Your opinion is duly respected. I doubt I can say anything to you which I haven't said before. OSSTMM 3 is not done. It's been a lot of work. It's close to being done. Even I don't have a finished version. I'm sorry.

But you know I disagree with you about open source. The OSSTMM is "open source" because it doesn't hide the method inside some tool or checklist. All concepts, ideas, processes, formulas and methods are openly explained and always have been. The fact that it's not finished and therefore not available for public release yet does not affect if it's open source. As for the people who invested in learning the OSSTMM and applying it in business, including training, they have all gotten newer, better security knowledge out of the process than all that other garbage that calls itself security out there. So I don't see the loss there. The fact that the manual itself is not done does not mean we cannot start helping people with what we know already. We already published multiple things on the trust metrics, the ravs, the rav formula, a rav calculation sheet, the STAR for businesses who want to make OSSTMM 3 tests already, and even the chapter which teaches people the framework for a valid, accurate, and useful security test. But maybe you missed all that.

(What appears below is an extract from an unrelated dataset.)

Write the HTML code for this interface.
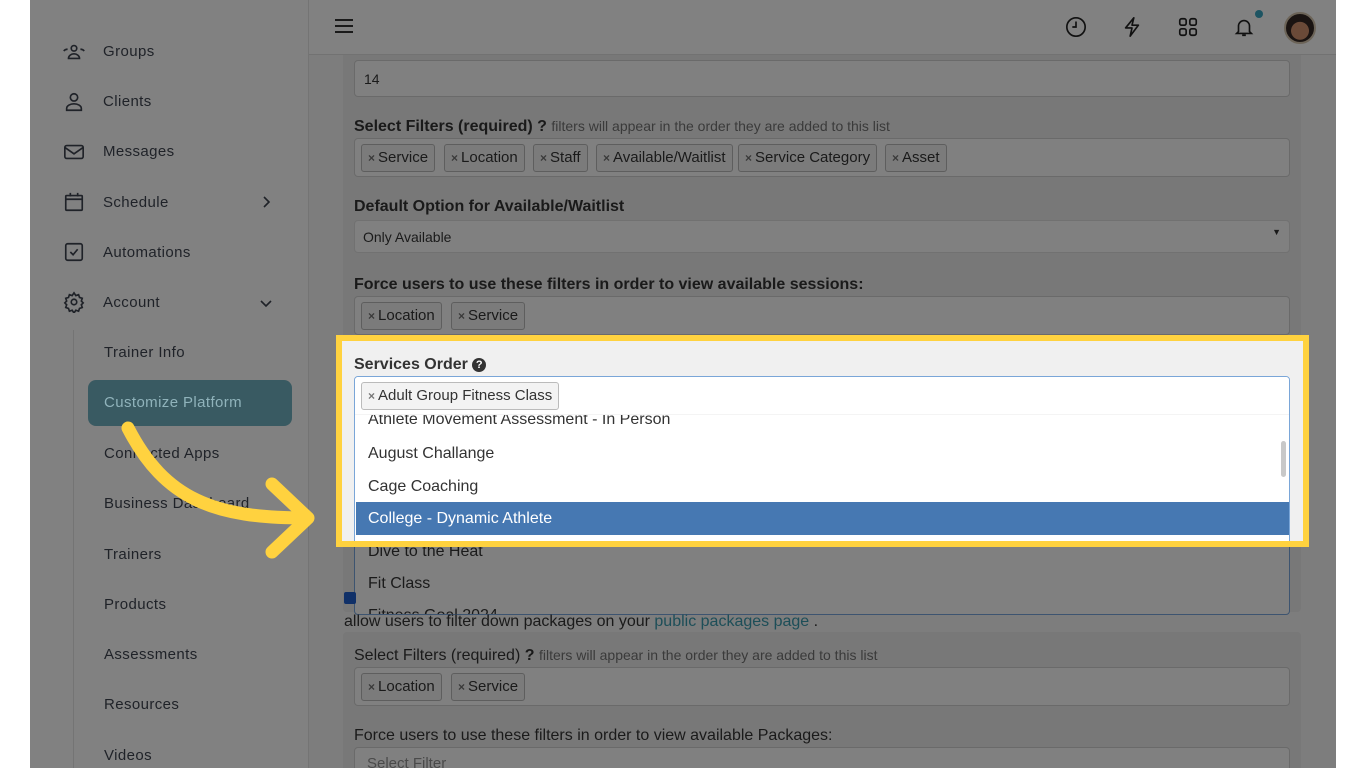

So is it really so bad then we ask that people who need it or use it but can't work on it to subscribe? If you work on it (or any ISECOM project), we'll get you the OSSTMM 3 draft sooner. If you don't want to work on it then you wait until it's done. I don't think I'm the only one who finds that to be fair.

But I've told you all that before. The truth is that ISECOM wants to get the OSSTMM 3 done and publish it openly and freely. We have much more to gain from getting the OSSTMM 3 available to the public than not. So it is our intention to do so and we will do it as soon as we can.

Sincerely,
-pete.

--
Pete Herzog - Managing Director - pete () isecom org
ISECOM - Institute for Security and Open Methodologies
www.isecom.org - www.osstmm.org
www.hackerhighschool.org - www.badpeopleproject.org



On 9/8/2010 7:29 AM, Wim Remes wrote:
Pete,

with all due respect but don't you think you have abused the open source predicament long enough for something that 
will never be open nor free?
I know companies that got involved with v2, that invested in getting resources trained in v3, or the subset of it that 
was available at the moment of the trianing, and now have the
outlook that they'll be pointing their customers to another ISO standard instead of an open source standard and.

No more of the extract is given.